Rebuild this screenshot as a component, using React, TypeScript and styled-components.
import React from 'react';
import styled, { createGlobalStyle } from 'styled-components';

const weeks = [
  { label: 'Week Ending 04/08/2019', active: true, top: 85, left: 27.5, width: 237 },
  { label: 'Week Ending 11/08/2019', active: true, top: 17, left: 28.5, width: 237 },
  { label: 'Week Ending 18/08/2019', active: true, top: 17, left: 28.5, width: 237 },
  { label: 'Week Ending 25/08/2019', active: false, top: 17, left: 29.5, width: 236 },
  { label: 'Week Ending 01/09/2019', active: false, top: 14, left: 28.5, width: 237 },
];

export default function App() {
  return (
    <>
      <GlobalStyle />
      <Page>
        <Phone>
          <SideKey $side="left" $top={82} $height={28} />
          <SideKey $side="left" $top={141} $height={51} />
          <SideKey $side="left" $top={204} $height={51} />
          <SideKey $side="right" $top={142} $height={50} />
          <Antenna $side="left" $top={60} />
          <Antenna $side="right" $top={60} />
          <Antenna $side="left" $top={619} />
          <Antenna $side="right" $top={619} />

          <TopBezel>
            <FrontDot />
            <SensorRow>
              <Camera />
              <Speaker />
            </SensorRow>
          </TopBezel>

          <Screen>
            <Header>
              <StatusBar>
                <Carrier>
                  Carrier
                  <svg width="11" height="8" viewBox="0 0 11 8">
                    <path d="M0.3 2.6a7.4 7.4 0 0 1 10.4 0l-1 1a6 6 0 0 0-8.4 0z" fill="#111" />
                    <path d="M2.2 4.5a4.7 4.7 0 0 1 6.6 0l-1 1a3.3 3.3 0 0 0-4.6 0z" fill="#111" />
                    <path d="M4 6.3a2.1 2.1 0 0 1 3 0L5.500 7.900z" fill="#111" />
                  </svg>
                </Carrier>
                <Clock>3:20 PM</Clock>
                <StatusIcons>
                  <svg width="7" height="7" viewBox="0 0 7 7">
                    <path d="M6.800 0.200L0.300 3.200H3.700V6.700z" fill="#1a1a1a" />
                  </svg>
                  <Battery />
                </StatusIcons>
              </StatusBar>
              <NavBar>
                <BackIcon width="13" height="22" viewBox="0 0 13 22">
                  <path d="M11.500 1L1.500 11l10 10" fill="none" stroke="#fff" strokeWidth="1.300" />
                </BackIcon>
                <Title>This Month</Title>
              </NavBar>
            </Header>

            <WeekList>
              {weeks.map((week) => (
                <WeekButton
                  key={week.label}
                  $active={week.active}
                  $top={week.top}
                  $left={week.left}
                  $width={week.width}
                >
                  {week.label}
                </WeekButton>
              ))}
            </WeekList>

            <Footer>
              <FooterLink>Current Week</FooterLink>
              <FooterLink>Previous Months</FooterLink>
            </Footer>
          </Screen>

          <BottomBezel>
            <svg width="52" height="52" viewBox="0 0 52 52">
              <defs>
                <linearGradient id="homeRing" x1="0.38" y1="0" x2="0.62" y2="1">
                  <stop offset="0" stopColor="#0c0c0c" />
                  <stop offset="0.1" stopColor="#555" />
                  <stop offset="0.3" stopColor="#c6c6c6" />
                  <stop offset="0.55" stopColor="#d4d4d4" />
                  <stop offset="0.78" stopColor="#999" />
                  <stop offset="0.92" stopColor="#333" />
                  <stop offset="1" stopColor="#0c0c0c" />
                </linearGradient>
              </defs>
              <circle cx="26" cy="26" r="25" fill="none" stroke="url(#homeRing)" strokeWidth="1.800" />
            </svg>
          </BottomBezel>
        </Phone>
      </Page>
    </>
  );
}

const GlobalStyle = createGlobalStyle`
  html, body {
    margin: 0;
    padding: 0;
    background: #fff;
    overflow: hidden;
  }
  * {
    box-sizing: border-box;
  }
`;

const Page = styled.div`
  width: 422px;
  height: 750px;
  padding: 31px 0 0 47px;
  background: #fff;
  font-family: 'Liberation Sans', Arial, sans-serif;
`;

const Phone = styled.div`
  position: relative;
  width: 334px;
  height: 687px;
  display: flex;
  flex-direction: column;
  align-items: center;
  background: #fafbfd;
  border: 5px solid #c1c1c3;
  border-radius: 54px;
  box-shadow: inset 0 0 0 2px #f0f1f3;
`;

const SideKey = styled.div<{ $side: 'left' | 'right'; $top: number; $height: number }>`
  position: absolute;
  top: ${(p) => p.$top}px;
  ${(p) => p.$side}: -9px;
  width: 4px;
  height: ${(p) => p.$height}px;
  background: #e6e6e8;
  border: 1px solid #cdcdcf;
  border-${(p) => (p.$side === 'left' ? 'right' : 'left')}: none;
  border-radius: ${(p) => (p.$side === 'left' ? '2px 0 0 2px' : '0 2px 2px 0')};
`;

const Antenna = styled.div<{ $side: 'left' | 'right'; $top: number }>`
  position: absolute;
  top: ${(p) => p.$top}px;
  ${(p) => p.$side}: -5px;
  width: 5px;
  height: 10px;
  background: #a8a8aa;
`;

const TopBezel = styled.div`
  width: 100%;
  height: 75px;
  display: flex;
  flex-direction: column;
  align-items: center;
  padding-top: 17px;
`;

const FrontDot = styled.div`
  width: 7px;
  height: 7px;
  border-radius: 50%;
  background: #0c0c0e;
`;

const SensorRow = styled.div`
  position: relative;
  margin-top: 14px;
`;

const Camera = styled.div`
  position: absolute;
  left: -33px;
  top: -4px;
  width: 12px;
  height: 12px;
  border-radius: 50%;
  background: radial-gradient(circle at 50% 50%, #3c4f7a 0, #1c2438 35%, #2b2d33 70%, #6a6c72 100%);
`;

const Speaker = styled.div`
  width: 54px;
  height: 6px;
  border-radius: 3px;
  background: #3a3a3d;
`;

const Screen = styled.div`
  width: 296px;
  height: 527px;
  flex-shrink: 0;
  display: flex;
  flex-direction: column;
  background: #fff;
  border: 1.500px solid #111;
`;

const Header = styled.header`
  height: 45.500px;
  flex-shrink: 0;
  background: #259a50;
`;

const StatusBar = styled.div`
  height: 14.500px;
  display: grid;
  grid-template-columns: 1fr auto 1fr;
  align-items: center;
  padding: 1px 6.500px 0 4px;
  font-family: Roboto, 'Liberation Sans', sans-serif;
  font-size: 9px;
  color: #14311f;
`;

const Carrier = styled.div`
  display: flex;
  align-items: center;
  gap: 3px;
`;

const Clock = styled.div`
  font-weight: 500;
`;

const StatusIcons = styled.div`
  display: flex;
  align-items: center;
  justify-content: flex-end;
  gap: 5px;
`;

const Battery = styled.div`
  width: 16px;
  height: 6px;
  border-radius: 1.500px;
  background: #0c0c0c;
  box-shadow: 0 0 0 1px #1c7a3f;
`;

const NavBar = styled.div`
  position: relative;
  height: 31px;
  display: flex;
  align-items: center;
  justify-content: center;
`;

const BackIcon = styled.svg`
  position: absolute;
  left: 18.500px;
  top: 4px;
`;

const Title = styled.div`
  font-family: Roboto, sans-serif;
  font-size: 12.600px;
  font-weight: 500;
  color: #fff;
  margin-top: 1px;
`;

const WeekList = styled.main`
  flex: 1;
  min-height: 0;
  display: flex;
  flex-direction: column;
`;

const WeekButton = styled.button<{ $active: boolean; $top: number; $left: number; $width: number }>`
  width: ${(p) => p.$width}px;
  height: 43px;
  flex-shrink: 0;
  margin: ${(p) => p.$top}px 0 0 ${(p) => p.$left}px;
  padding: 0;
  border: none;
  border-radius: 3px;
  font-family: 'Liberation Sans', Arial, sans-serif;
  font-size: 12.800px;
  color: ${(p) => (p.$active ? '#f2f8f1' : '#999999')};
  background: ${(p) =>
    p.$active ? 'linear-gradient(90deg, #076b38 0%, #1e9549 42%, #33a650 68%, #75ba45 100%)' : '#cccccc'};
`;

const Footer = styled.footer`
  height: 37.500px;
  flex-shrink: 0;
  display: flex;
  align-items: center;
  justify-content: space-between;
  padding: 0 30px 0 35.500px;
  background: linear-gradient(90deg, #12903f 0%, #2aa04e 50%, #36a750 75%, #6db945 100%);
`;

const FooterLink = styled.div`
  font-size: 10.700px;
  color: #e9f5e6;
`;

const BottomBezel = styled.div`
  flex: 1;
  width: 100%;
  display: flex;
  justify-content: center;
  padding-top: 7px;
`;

·····

__Task instructions__
Go through the preceding material and copy each line that has the word "React".

__Result__
Rebuild this screenshot as a component, using React, TypeScript and styled-components.
import React from 'react';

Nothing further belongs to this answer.